Lines that contain "React" are to be counted; give only their number.

%%

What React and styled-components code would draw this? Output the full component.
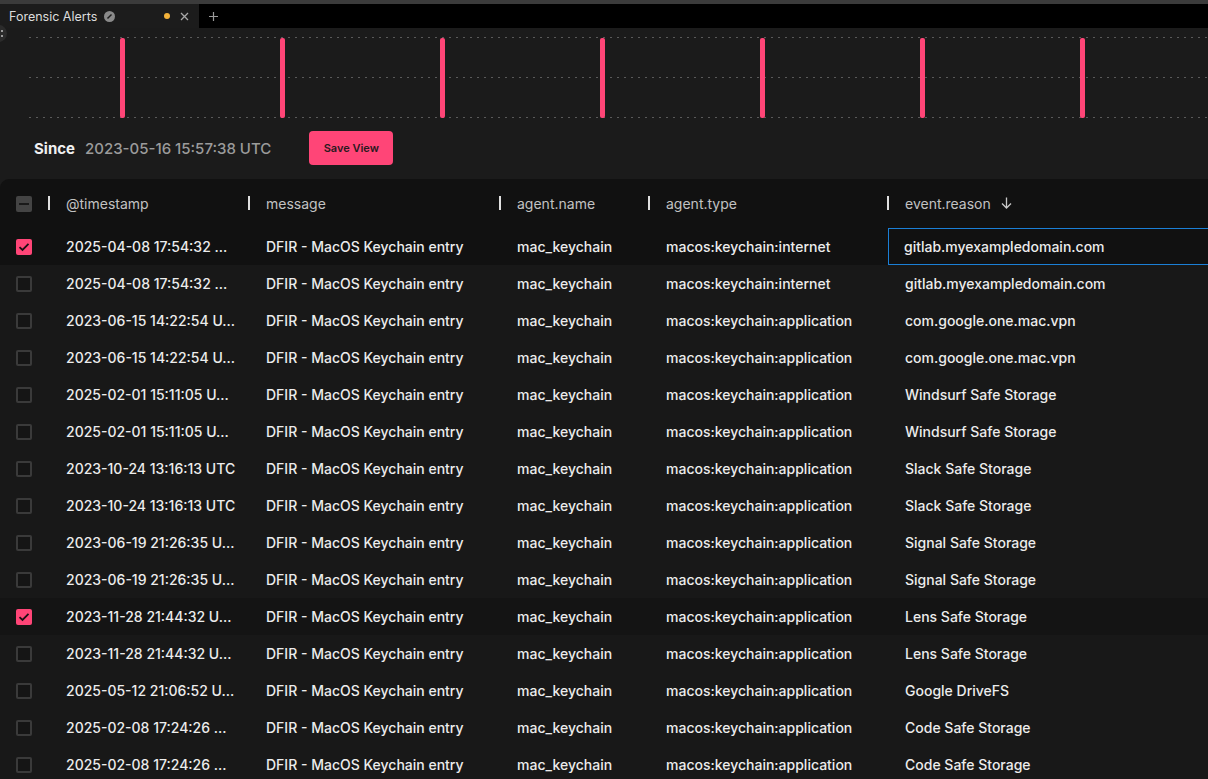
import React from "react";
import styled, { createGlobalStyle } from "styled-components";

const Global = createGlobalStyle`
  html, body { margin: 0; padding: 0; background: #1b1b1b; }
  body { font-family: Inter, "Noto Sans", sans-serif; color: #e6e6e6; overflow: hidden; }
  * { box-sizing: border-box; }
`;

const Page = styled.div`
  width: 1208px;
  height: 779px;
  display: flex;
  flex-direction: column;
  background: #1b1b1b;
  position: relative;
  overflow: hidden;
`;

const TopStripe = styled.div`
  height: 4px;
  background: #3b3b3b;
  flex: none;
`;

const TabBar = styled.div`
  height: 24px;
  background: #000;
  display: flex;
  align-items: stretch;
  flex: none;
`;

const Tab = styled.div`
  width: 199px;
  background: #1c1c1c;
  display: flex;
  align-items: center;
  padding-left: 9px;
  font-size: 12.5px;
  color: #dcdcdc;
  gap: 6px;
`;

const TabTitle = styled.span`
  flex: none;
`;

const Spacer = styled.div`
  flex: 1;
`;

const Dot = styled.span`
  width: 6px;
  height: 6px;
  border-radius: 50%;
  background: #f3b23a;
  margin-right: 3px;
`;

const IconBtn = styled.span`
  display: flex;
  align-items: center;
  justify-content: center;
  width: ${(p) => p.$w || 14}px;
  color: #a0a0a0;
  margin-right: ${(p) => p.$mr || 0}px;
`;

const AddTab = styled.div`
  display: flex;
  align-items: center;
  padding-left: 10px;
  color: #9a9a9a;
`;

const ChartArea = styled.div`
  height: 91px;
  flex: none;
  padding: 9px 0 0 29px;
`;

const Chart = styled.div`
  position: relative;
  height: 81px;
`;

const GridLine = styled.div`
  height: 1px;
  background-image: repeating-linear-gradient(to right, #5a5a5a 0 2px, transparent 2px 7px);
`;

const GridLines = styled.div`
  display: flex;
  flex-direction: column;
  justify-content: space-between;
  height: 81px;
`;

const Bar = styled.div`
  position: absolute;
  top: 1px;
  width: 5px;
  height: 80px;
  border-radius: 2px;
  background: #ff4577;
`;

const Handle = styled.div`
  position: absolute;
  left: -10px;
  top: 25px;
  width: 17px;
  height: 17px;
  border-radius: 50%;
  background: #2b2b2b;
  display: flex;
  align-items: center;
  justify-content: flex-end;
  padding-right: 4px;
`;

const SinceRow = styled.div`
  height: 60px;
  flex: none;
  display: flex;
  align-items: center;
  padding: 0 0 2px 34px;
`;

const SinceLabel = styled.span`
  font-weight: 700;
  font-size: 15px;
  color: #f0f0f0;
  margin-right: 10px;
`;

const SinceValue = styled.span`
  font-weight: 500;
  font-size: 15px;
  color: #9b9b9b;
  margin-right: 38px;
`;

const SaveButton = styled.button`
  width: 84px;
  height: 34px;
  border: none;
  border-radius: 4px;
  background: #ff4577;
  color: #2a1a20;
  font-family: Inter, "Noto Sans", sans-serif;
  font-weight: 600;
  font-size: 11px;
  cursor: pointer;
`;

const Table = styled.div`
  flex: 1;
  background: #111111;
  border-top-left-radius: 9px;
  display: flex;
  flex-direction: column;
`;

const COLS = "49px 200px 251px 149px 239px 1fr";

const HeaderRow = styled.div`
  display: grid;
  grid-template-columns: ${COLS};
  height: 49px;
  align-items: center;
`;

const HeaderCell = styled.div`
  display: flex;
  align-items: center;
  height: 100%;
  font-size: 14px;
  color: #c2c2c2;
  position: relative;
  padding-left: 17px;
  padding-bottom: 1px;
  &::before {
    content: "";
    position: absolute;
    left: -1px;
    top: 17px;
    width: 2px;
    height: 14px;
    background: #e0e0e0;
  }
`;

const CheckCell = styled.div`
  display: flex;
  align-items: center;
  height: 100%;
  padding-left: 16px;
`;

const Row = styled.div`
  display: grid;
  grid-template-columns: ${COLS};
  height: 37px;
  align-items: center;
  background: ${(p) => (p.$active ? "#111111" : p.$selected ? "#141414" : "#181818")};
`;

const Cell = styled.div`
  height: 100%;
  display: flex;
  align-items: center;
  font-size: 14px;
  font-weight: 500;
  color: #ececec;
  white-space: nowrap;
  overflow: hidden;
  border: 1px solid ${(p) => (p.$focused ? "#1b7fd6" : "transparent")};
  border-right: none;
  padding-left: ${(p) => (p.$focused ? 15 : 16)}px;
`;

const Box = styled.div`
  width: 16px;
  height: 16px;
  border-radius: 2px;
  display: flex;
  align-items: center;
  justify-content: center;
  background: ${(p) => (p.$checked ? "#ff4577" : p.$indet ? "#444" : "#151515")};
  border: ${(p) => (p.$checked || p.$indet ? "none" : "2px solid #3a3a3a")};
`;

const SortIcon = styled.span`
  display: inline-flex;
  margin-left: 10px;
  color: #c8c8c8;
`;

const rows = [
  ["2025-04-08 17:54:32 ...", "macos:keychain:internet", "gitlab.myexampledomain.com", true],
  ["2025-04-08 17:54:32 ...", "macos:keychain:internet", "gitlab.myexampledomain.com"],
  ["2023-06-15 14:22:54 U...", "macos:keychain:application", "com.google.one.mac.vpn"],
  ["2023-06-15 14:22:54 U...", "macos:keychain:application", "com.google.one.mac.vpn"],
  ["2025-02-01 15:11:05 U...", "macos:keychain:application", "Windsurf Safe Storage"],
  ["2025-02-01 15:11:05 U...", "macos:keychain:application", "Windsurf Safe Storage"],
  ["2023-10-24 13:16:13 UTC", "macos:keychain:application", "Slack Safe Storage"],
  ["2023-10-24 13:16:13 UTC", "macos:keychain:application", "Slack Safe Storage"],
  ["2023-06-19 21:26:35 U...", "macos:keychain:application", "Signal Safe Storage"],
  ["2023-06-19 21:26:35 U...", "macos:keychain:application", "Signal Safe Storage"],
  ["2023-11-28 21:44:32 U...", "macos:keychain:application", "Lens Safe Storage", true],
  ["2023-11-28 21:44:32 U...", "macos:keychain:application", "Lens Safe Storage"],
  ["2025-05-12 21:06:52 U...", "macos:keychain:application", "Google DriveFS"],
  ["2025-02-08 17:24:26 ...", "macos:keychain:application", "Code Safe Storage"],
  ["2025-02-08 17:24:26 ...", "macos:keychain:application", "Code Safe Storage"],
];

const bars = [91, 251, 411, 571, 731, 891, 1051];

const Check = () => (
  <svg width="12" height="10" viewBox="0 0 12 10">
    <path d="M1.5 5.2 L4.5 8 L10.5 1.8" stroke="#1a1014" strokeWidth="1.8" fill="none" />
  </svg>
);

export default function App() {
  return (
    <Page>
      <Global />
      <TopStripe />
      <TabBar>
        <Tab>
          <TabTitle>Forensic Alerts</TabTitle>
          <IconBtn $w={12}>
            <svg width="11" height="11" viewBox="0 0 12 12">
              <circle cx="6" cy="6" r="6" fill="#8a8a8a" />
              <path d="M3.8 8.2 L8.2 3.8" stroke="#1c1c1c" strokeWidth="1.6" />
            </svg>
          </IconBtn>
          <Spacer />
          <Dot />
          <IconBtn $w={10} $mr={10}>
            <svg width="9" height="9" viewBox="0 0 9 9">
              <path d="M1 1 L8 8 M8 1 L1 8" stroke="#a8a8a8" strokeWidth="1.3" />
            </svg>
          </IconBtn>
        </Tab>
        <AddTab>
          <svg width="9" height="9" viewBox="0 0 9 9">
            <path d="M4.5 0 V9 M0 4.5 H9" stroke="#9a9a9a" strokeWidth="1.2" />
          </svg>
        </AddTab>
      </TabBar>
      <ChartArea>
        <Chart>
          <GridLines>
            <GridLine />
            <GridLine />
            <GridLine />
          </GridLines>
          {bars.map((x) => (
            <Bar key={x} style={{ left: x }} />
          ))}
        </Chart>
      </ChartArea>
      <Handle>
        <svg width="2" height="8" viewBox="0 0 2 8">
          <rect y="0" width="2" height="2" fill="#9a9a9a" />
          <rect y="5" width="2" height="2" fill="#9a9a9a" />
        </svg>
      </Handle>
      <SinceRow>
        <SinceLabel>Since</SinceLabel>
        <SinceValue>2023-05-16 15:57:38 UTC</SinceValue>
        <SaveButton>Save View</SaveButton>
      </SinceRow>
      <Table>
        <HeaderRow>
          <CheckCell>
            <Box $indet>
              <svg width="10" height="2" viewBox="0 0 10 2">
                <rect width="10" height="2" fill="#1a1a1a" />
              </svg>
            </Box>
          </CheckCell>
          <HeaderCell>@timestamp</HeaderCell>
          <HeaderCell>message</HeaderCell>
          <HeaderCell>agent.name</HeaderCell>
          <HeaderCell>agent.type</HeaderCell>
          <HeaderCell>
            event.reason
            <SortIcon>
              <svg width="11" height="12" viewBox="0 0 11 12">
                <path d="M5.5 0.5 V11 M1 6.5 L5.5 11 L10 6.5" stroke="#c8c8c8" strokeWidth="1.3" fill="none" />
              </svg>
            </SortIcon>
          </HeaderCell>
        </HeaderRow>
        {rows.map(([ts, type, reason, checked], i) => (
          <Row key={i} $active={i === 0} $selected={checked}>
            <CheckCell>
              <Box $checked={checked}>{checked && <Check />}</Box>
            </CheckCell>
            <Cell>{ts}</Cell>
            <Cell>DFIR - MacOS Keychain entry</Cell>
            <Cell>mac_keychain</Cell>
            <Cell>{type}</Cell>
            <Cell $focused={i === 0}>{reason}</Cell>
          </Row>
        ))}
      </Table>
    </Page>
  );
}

%%

*REPLY*:
2